Throughout this odyssey, Leyva wonders about what truly makes a person an American.

He has family members who were born in the U.S.—many fought in the Civil War; his paternal great-grandfather, who was born in Pennsylvania, served in World War I and was a chemist for the Manhattan Project during World War II. According to research by his current attorneys, his ties to the U.S. date as far back as the 1700s. As of now, he has three siblings who are legal residents, a handful of nephews who are U.S. citizens, and his son who is also a citizen.

Yet, because he was born on the "wrong" side of the border, he doesn't have a piece of paper that labels him an American, much less have the legal permission to be here.

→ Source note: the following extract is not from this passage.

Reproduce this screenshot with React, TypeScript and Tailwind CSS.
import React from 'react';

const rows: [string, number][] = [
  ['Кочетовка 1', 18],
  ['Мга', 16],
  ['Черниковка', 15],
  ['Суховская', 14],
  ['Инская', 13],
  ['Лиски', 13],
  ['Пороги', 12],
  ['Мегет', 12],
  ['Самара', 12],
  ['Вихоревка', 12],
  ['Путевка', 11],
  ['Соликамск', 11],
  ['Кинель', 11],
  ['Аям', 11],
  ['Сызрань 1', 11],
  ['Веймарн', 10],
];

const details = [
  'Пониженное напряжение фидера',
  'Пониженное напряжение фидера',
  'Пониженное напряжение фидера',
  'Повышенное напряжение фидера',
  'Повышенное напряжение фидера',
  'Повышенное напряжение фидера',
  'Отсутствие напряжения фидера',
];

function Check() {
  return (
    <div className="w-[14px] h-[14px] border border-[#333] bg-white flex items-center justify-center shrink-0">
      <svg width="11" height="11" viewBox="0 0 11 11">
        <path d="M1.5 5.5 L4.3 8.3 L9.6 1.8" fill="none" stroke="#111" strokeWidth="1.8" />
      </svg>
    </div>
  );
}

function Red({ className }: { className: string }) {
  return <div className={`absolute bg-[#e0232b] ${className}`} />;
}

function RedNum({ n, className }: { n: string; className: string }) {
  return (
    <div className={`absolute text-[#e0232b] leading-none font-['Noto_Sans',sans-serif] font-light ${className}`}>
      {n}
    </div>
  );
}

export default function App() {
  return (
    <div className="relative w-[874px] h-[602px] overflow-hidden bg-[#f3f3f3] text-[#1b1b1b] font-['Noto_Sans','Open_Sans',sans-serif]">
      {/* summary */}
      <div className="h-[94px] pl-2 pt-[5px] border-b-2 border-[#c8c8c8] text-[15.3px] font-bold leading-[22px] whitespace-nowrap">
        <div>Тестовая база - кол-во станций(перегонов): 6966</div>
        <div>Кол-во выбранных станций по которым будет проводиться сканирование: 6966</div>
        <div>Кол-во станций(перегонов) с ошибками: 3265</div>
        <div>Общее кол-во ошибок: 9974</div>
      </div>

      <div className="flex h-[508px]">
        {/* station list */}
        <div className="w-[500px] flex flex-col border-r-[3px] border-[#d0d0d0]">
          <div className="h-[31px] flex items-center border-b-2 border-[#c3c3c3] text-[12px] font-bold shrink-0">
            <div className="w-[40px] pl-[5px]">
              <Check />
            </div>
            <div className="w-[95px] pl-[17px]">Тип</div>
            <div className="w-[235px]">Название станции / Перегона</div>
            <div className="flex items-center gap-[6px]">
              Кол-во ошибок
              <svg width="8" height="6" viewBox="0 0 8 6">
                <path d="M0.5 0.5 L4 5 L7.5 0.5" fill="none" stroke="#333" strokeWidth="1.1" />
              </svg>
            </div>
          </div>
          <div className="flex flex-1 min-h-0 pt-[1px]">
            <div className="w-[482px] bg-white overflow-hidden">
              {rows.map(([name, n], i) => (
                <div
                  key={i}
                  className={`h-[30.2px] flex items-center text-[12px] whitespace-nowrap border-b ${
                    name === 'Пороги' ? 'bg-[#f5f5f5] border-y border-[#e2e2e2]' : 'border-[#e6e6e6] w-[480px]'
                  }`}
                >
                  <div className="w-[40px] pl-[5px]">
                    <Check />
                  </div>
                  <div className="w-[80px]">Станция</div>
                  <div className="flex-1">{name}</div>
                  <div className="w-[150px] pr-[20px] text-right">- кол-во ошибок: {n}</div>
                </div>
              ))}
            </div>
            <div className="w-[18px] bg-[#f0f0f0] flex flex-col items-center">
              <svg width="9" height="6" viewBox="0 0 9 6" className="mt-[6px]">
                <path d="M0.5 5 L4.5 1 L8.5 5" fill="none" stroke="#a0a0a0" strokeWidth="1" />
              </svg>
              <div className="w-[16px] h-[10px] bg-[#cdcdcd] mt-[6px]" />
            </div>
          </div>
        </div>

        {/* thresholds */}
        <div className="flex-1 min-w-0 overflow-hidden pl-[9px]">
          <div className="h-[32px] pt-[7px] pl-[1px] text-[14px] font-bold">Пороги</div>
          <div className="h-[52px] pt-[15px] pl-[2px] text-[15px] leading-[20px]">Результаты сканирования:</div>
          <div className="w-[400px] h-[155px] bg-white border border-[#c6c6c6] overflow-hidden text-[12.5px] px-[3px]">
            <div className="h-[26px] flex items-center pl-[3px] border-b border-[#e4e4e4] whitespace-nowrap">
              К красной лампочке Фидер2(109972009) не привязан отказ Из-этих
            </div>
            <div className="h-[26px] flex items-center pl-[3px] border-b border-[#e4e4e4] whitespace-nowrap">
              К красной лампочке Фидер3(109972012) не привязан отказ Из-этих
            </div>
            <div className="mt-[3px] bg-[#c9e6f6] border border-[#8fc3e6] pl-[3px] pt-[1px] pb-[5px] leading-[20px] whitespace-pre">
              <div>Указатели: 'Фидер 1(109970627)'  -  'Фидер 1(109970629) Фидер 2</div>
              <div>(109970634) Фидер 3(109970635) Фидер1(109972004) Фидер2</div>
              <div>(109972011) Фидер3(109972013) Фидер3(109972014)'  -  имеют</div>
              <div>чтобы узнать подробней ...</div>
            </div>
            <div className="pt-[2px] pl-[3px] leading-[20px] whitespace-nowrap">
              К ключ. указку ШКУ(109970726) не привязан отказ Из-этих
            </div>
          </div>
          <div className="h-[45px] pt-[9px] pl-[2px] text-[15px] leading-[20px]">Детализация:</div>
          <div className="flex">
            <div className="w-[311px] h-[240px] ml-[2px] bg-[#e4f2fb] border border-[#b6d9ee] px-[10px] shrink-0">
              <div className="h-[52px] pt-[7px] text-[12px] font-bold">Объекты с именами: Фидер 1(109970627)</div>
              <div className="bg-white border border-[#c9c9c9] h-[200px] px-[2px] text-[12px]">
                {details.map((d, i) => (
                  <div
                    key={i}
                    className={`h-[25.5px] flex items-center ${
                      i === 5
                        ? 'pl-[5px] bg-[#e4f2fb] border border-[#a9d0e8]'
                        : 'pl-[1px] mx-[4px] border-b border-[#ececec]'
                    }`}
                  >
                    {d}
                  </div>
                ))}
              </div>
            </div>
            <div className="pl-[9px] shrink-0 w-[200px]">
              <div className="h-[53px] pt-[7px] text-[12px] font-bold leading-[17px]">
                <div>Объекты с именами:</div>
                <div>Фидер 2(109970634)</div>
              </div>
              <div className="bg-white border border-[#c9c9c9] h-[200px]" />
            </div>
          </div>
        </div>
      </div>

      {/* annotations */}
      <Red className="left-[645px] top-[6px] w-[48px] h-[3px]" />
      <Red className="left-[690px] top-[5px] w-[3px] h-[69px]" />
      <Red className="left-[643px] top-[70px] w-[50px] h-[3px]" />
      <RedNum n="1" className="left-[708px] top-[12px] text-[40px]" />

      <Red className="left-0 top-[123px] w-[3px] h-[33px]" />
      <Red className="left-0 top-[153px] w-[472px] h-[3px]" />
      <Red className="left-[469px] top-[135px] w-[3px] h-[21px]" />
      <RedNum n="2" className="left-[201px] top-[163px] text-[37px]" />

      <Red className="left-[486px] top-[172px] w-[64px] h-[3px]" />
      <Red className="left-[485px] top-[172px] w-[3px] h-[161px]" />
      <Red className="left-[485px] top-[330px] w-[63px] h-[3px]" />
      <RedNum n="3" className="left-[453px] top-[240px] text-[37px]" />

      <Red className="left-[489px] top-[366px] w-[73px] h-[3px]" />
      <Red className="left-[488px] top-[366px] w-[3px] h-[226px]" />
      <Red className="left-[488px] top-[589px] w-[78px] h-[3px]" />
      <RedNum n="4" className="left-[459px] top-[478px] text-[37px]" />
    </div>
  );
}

"My ancestors fought for the right of their children and grandchildren to live in the United States in peace and freedom," Leyva says in a statement. "I can't imagine that my great-grandfather would ever have thought, as he was fighting for the U.S. in World War I, that his own great-grandson would not be born a U.S. citizen and would be deported from the U.S. My ancestors helped build the United States."

As he finishes his traditional Sonoran breakfast and gets ready to drive back to Puerto Peñasco—his new home that doesn't feel like home—Leyva realizes that he will soon be all alone. His only family member there is moving to Cancun. He'll have to rely on his siblings visiting when they can, and try to keep the hope alive that his ex-wife and boy will drive down to visit one day.

If things don't go as expected, and his son is not able to visit until he is 18, Leyva plans to keep every piece of paper that proves he did what he could to come back to his child.

"I want the opportunity to get a just and fair representation, an efficient representation. The mess I am in right now is because I want my day in court. I just want to go back ... work and reunite with my son," he says.